Madras man accused of trying to kill girlfriend's 2-year-old son

Josue Mendoza-Melo held on $1 million bail

MADRAS, Ore. - A 21-year-old Madras man was arraigned on attempted aggravated murder and other charges Friday, accused of attempting to kill his girlfriend's 2-year-old son earlier this month.

A Jefferson County judge held the bail for Josue Jair Mendoza-Melo at $1 million and scheduled a pre-trial conference for Dec. 14. He was booked into the county jail on Monday afternoon, according to jail officer.

Mendoza-Melo also is charged with first- and second-degree assault and first-degree criminal mistreatment in a four-count indictment that accuses him of trying to kill the boy.

A Jefferson County sheriff's deputy's probable cause affidavit filed Monday said the boy's 24-year-old mother arrived at the St. Charles Madras ER the morning of Nov. 9 carrying the boy, who was "unresponsive and stiff."

The boy later was flown by air ambulance to Oregon Health and Science University in Portland, where he underwent surgery to remove a part of his skull to relieve pressure due to swelling of the brain.

A state Department of Human Services caseworker told a deputy that she had talked with a Corvallis nurse and family friend, who said she had received photos of a boy, who the mother identified as her 2-year-old, that showed bruising around the genital area, in different stages of healing. The nursesaid she told the mother to immediately seek medical treatment.

The deputy said Mendoza-Melo told them he had been dating the boy's mother for about four months and was living with her. 
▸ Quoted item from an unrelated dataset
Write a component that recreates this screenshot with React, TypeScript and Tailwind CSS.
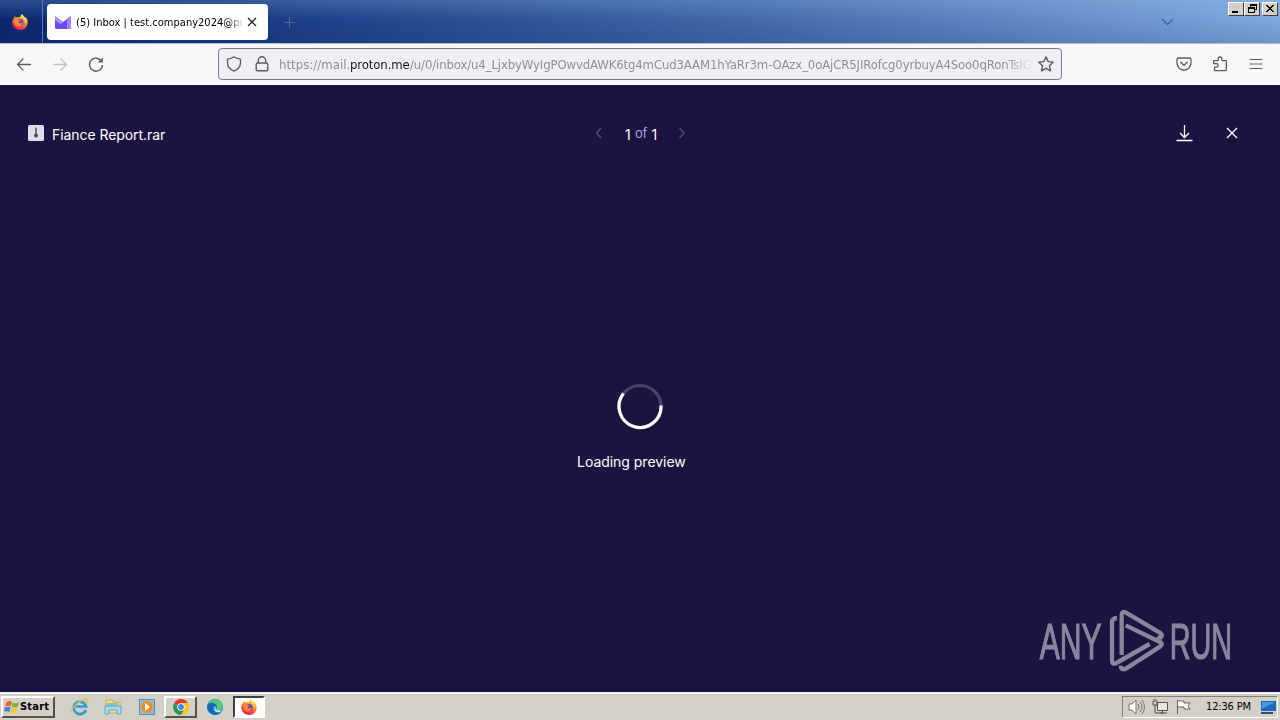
import React from "react";

const ui = "font-['DejaVu_Sans_Condensed','DejaVu_Sans',sans-serif] [font-stretch:condensed]";

function Firefox({ id }: { id: string }) {
  return (
    <svg width="16" height="16" viewBox="0 0 16 16" className="block shrink-0">
      <defs>
        <linearGradient id={id} x1="0.8" y1="0" x2="0.3" y2="1">
          <stop offset="0" stopColor="#fff36b" />
          <stop offset="0.35" stopColor="#ffa12c" />
          <stop offset="0.7" stopColor="#ff4b3a" />
          <stop offset="1" stopColor="#e7156b" />
        </linearGradient>
      </defs>
      <path d="M1.7 4.5 2.8 2l1 1.6C5.500 2.800 7 3 8 3.600 8 2.200 9 .7 10.300 0c.2 1.500 1.500 2.300 2.700 3.400l.6-.3C15 4.500 15.700 6.500 15.700 8.400 15.700 12.700 12.300 16 8 16S.3 12.600.3 8.300c0-1.600.5-2.800 1.400-3.800Z" fill={`url(#${id})`} />
      <circle cx="8" cy="8.600" r="3.600" fill="#6b42d6" />
      <path d="M2 6.200c1.600-1.500 3.300-1.300 4.700-.5l1.800.2C8 7 6.700 7 6.500 7.800c.3 1.600 2.600 2.200 4 .8 0 3-2.200 4.200-4.300 3.800C3.500 12 2 9.500 2 6.200Z" fill="#ff8a22" />
      <path d="M10.300 0c.2 1.500 1.600 2.400 2.700 3.800 1.200 1.500 1.300 4.200.4 5.700.1-2.500-.8-4.400-2.600-5.300C9.700 3.200 9.600 1.300 10.300 0Z" fill="#ffe15a" />
    </svg>
  );
}

function IconPath({ d, size = 16, color = "#5b5b66", width = 1.3 }: { d: string; size?: number; color?: string; width?: number }) {
  return (
    <svg width={size} height={size} viewBox="0 0 16 16" fill="none" stroke={color} strokeWidth={width} strokeLinecap="round" strokeLinejoin="round" className="block shrink-0">
      <path d={d} />
    </svg>
  );
}

function WindowButton({ children }: { children: React.ReactNode }) {
  return (
    <div className="h-[14px] w-4 border border-t-white border-l-white border-r-[#404040] border-b-[#404040] bg-[#d4d0c8]">
      <svg width="14" height="12" viewBox="0 0 14 12" fill="none" stroke="#000" shapeRendering="crispEdges">{children}</svg>
    </div>
  );
}

function TabBar() {
  return (
    <header className="flex h-[43px] bg-[linear-gradient(180deg,rgba(160,205,245,0.22),transparent_45%,rgba(20,40,100,0.16)),linear-gradient(90deg,#0b2770_0%,#12317d_12%,#274c92_34%,#4269aa_58%,#6288c4_80%,#7ea9de_100%)]">
      <div className="flex w-[43px] items-center border-r border-[#5973ad] pl-3"><Firefox id="fxTab" /></div>
      <div className={`mt-1 ml-1 flex h-9 w-[221px] items-center rounded-[4px] bg-white pl-2 ${ui}`}>
        <svg width="16" height="13" viewBox="0 0 16 13" className="shrink-0">
          <path d="M0 0 8 6 16 0v11.500a1.500 1.500 0 0 1-1.500 1.500h-13A1.500 1.500 0 0 1 0 11.500Z" fill="#6d4aff" />
          <path d="m0 0 8 6-2.500 2.300L0 4Z" fill="#aa95ff" />
          <path d="M12 3 16 0v11.500a1.500 1.500 0 0 1-1.500 1.500H12Z" fill="#9d83ff" />
        </svg>
        <div className="ml-[5px] w-[168px] pt-[3px] text-[11px] tracking-[0.02px] whitespace-nowrap text-black [mask-image:linear-gradient(90deg,#000_90%,transparent)]">(5) Inbox | test.company2024@pr</div>
        <svg width="10" height="10" viewBox="0 0 10 10" className="ml-[3px] shrink-0" stroke="#222" strokeWidth="1.300"><path d="m1 1 8 8M9 1 1 9" /></svg>
      </div>
      <svg width="12" height="12" viewBox="0 0 12 12" className="mt-[17px] ml-4" stroke="#58658d"><path d="M5.500 0v11M0 5.500h11" /></svg>
      <svg width="13" height="8" viewBox="0 0 13 8" className="mt-[18px] ml-auto" fill="none" stroke="#48628f" strokeWidth="1.400"><path d="m1 1 5.500 5.500L12 1" /></svg>
      <div className="mt-[2px] mr-[2px] ml-[54px] flex">
        <WindowButton><path d="M3 9h6M3 8h6" /></WindowButton>
        <WindowButton><path d="M5 2h6M5 1.500h6v5H9M5 2v3M3 5h6M3 4.500h6v5H3z" /></WindowButton>
        <div className="ml-[2px]"><WindowButton><path d="m3 2 7 7M4 2l7 7M10 2 3 9M11 2 4 9" shapeRendering="auto" /></WindowButton></div>
      </div>
    </header>
  );
}

function Toolbar() {
  return (
    <div className="flex h-[42px] items-center border-t border-b border-t-[#b5bac9] border-b-white bg-[#f8f8fb] pl-4">
      <IconPath d="M14.500 8.500h-13M7 3 1.500 8.500 7 14" />
      <div className="ml-5"><IconPath d="M1.500 8.500h13M9 3 14.500 8.500 9 14" color="#c1c1c8" /></div>
      <div className="ml-5">
        <svg width="16" height="16" viewBox="0 0 16 16" fill="none" stroke="#5b5b66" strokeWidth="1.400"><path d="M13.700 5.500A6.500 6.500 0 1 0 14.500 9" /><path d="M14.800 1.500v5h-5z" fill="#5b5b66" stroke="none" /></svg>
      </div>
      <div className="ml-[114px] flex h-8 w-[844px] items-center rounded-[4px] border border-[#77777f] bg-[#f0f0f4] pl-[7px]">
        <IconPath d="M8 .8c2 1.500 4 2 6.500 2.400v3.600c0 3.600-2.500 6.700-6.500 8.400-4-1.700-6.500-4.800-6.500-8.400V3.200C4 2.800 6 2.300 8 .8Z" />
        <div className="ml-3"><IconPath d="M3.500 7h9a1.300 1.300 0 0 1 1.300 1.300v5.200a1.300 1.300 0 0 1-1.300 1.300h-9a1.300 1.300 0 0 1-1.300-1.300V8.300A1.300 1.300 0 0 1 3.500 7ZM4.300 7V4.500a3.700 3.700 0 0 1 7.400 0V7" width={1.400} /></div>
        <div className={`ml-[9px] flex w-[753px] pt-[2px] text-[13px] whitespace-nowrap text-[#8e8e96] [mask-image:linear-gradient(90deg,#000_96.500%,transparent)] ${ui}`}>
          <span className="w-[71px] shrink-0 tracking-[0.05px]">https://mail.</span>
          <span className="w-[60px] shrink-0 tracking-[-0.1px] text-[#15141a]">proton.me</span>
          <span className="tracking-[-0.12px]">/u/0/inbox/u4_LjxbyWyIgPOwvdAWK6tg4mCud3AAM1hYaRr3m-OAzx_0oAjCR5JIRofcg0yrbuyA4Soo0qRonTsIG</span>
        </div>
        <div className="ml-[6px]"><IconPath d="m8 .9 2.200 4.700 5 .6-3.700 3.500 1 5.100L8 12.300l-4.500 2.500 1-5.100L.8 6.200l5-.6Z" width={1.400} /></div>
      </div>
      <div className="ml-[114px]"><IconPath d="M2.500 2h11A1.500 1.500 0 0 1 15 3.500V7A7 7 0 0 1 1 7V3.500A1.500 1.500 0 0 1 2.500 2ZM4.500 6 8 9.300 11.500 6" /></div>
      <div className="ml-5"><IconPath d="M2.500 14.700V11.200h1.800a1.800 1.800 0 0 0 0-3.600H1.700V4.600h4.500V2.800a1.800 1.800 0 0 1 3.600 0v1.800h3.700a.8.8 0 0 1 .8.8v8.500a.8.8 0 0 1-.8.8Z" /></div>
      <div className="ml-5"><IconPath d="M2 3.500h12M2 8h12M2 12.500h12" width={1.200} /></div>
    </div>
  );
}

function Watermark() {
  return (
    <svg width="240" height="80" viewBox="0 0 720 240" className="absolute right-5 bottom-3 overflow-visible" fill="none" opacity="0.52">
      <g fill="#f0edf5" stroke="#f0edf5" strokeWidth="3.500" fontSize="152" fontFamily="'Liberation Sans Narrow','Liberation Sans',sans-serif">
        <text x="59" y="176" textLength="186" lengthAdjust="spacingAndGlyphs">ANY</text>
        <text x="449" y="176" textLength="187" lengthAdjust="spacingAndGlyphs">RUN</text>
      </g>
      <g stroke="#f0edf5" strokeWidth="13" strokeLinejoin="round">
        <path d="M291 55c-10-1-15 4-15 12v115c0 9 5 11 13 7l100-57" />
        <path d="M305 165V45c0-9 5-12 13-7l101 60c12 8 4 20-8 13" />
        <path d="m317 76 103 50c7 4 7 9 0 14L319 205c-9 6-17 3-16-8" />
      </g>
    </svg>
  );
}

function Preview() {
  return (
    <main className="relative flex h-[607px] flex-col bg-[#1b1340] font-[Inter,sans-serif] text-[14px] text-white">
      <div className="flex h-[96px] items-center pr-[42px] pl-7">
        <div className="flex w-[566px] items-center">
          <svg width="16" height="16" viewBox="0 0 16 16"><rect width="16" height="16" rx="1.500" fill="#deddea" /><path d="M7 3h1M8 5h1M7 7h1M8 3v7" stroke="#34313d" /><circle cx="8" cy="10.500" r="2" fill="#4b4853" /></svg>
          <span className="ml-2 pt-[2px] tracking-[-0.07px]">Fiance Report.rar</span>
        </div>
        <svg width="8" height="12" viewBox="0 0 8 12" fill="none" stroke="#575078" strokeWidth="1.300"><path d="M7 1 2.500 6 7 11" /></svg>
        <div className="ml-[23px] flex w-[32px] justify-between pt-[2px] tracking-[-0.3px]"><span>1</span><span className="text-[13px] text-[#aaa0df]">of</span><span>1</span></div>
        <svg width="8" height="12" viewBox="0 0 8 12" className="ml-[21px]" fill="none" stroke="#575078" strokeWidth="1.300"><path d="m1.500 1 4.500 5-4.500 5" /></svg>
        <svg width="18" height="18" viewBox="0 0 18 18" className="ml-auto" fill="none" stroke="#fff" strokeWidth="1.300"><path d="M9.500 1v12M5 9l4.500 4.500L14 9M1.500 16.500h16" /></svg>
        <svg width="12" height="12" viewBox="0 0 12 12" className="ml-[33px]" stroke="#fff" strokeWidth="1.300"><path d="m1 1 10 10M11 1 1 11" /></svg>
      </div>
      <div className="mt-[201px] flex justify-center">
        <svg width="48" height="48" viewBox="0 0 48 48" fill="none" strokeWidth="3.200"><circle cx="24" cy="24.500" r="21" stroke="#4a4268" /><path d="M45 23.500A21 21 0 1 1 7.500 11.500" stroke="#fff" /></svg>
      </div>
      <div className="mt-[22px] ml-[577px] leading-5 tracking-[-0.03px]">Loading preview</div>
      <Watermark />
    </main>
  );
}

function Taskbar() {
  return (
    <footer className={`flex h-7 items-center border-t border-[#eeeae0] bg-[#d4d0c8] shadow-[inset_0_1px_#fff] ${ui}`}>
      <div className="ml-px flex h-[22px] w-[54px] items-center border-2 border-t-white border-l-white border-r-[#55534e] border-b-[#55534e]">
        <svg width="16" height="16" viewBox="0 0 16 16" className="ml-px shrink-0"><path d="M2.500 3C5 1.500 6.500 2 8 3L6.800 7.500C5 6.500 3.400 6.500 1.300 7.500Z" fill="#ef652b" /><path d="M8.800 3.500c2 1 3.900.9 6.200-.3l-1.300 4.500c-2.100 1-4 1-6-.1Z" fill="#83b532" /><path d="M1 8.500c2-1 3.700-1 5.500 0L5.300 13C3.500 12-.1 12-.1 13Z" fill="#3a84d6" /><path d="M7.300 9c2 1 3.900.9 6 0l-1.300 4.500c-2 1-4 1-6 0Z" fill="#f5c335" /></svg>
        <span className="pt-[2px] text-[11px] font-bold tracking-[0.2px] text-black">Start</span>
      </div>
      <svg width="18" height="18" viewBox="0 0 18 18" className="ml-4" fill="none"><path d="M14.800 12A6.200 6.200 0 1 1 15 8.500H5" stroke="#329fdb" strokeWidth="2.700" /><path d="M1 15C-1 11 8 2 15 1c4 0 1 4 0 5" stroke="#e5bd42" strokeWidth="1.300" /></svg>
      <svg width="18" height="16" viewBox="0 0 18 16" className="ml-[15px]"><path d="M2 1h6l1 2h7v11H2z" fill="#f5dd8a" stroke="#c8ad54" /><path d="M3 4h11v3H3z" fill="#8cc3b4" /><path d="M1 7h16v8h-4v-4H5v4H1z" fill="#a9d9ef" stroke="#60a8c7" /></svg>
      <svg width="16" height="16" viewBox="0 0 16 16" className="ml-[17px]"><rect x=".5" y=".5" width="15" height="15" fill="#8dbee2" stroke="#4e91bf" /><circle cx="8" cy="8" r="6" fill="#f58b20" /><path d="m6 4 5 4-5 4Z" fill="#fff" /></svg>
      <div className="ml-[9px] flex h-[22px] w-[33px] items-center justify-center border-2 border-t-white border-l-white border-r-[#55534e] border-b-[#55534e]">
        <svg width="16" height="16" viewBox="0 0 16 16"><path d="M8 8 1.100 4A8 8 0 0 1 15 4Z" fill="#e33b2e" /><path d="M8 8 1.100 4A8 8 0 0 0 8 16l4-6Z" fill="#279b4b" /><path d="M8 4h7a8 8 0 0 1-7 12l4-7Z" fill="#fbc51b" /><circle cx="8" cy="8" r="3.800" fill="#fff" /><circle cx="8" cy="8" r="2.900" fill="#4285e9" /></svg>
      </div>
      <svg width="16" height="16" viewBox="0 0 16 16" className="ml-[10px]"><circle cx="8" cy="8" r="8" fill="#178bcb" /><path d="M1 4.500C4-1 13-.8 15.500 5c1 4-1 6-4.500 6-2-.2-2-1-1-2C11 5 5 2 1 4.500Z" fill="#5acb75" /><path d="M0 8c1-5 8-5 9-1-4 0-5 5 1 7 2 .4 3 0 4-1-3 5-13 3-14-5Z" fill="#1267b4" /><path d="M8 7c1 1 0 1.700.5 3 1.500 1.500 4 2 6 .5L13 13C9 14 6 11 8 7Z" fill="#d6e9ea" /></svg>
      <div className="ml-[10px] flex h-[22px] w-[32px] items-center justify-center border-2 border-t-[#404040] border-l-[#404040] border-r-white border-b-white bg-white"><Firefox id="fxTask" /></div>
      <div className="mr-[2px] ml-auto flex h-[22px] w-[156px] items-center border border-t-[#808080] border-l-[#808080] border-r-white border-b-white pl-[5px]">
        <svg width="18" height="16" viewBox="0 0 18 16" fill="#fff" stroke="#77756f"><path d="M1 5h3l4-4v14l-4-4H1Z" /><path d="M10 5q2 3 0 6M12 3q4 5 0 10M14 1q5 7 0 14" fill="none" /></svg>
        <svg width="17" height="16" viewBox="0 0 17 16" className="ml-[6px]" fill="none" stroke="#55534e"><path d="M5.500 3.500h10v8h-10z" fill="#e8e6e1" /><path d="M1 2v4h4V2M2 0v3M4 0v3M3 6v8h9M8 14h7M10.500 12v2" /></svg>
        <svg width="16" height="16" viewBox="0 0 16 16" className="ml-[7px]" fill="#fff" stroke="#66645f"><path d="M1.500 1v14M2 2h6v2h6l-2 3 2 3H8V8H2" /></svg>
        <span className="ml-[14px] w-[48px] pt-[2px] text-[11px] whitespace-nowrap tracking-[-0.15px] text-black">12:36 PM</span>
        <svg width="16" height="14" viewBox="0 0 16 14" className="ml-[6px]"><path d="M1 1h15v10H1z" fill="#1f69bd" /><path d="M2 2h13L2 9z" fill="#4698dd" /><path d="M1 12h12v2H1z" fill="#304d78" /></svg>
      </div>
    </footer>
  );
}

export default function App() {
  return <div className="h-[720px] w-[1280px] overflow-hidden"><TabBar /><Toolbar /><Preview /><Taskbar /></div>;
}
The deputy said Mendoza-Melo told them he had pushed the child in the back, and he fell and hit his head, and the boy then fell trying to go over a baby gate that was on the floor. 

He said the man told deputies the boy hit his head on a door frame and he was "playing ruff (sic) with (the child) in his room and that he was excited." He also reportedly acknowledged shaking the boy "back and forth, smacking the back of his head on the floor."

The deputy said Mendoza-Melo told them he'd used his cellphone to look up concussions and head injuries on the Internet, according to the affidavit.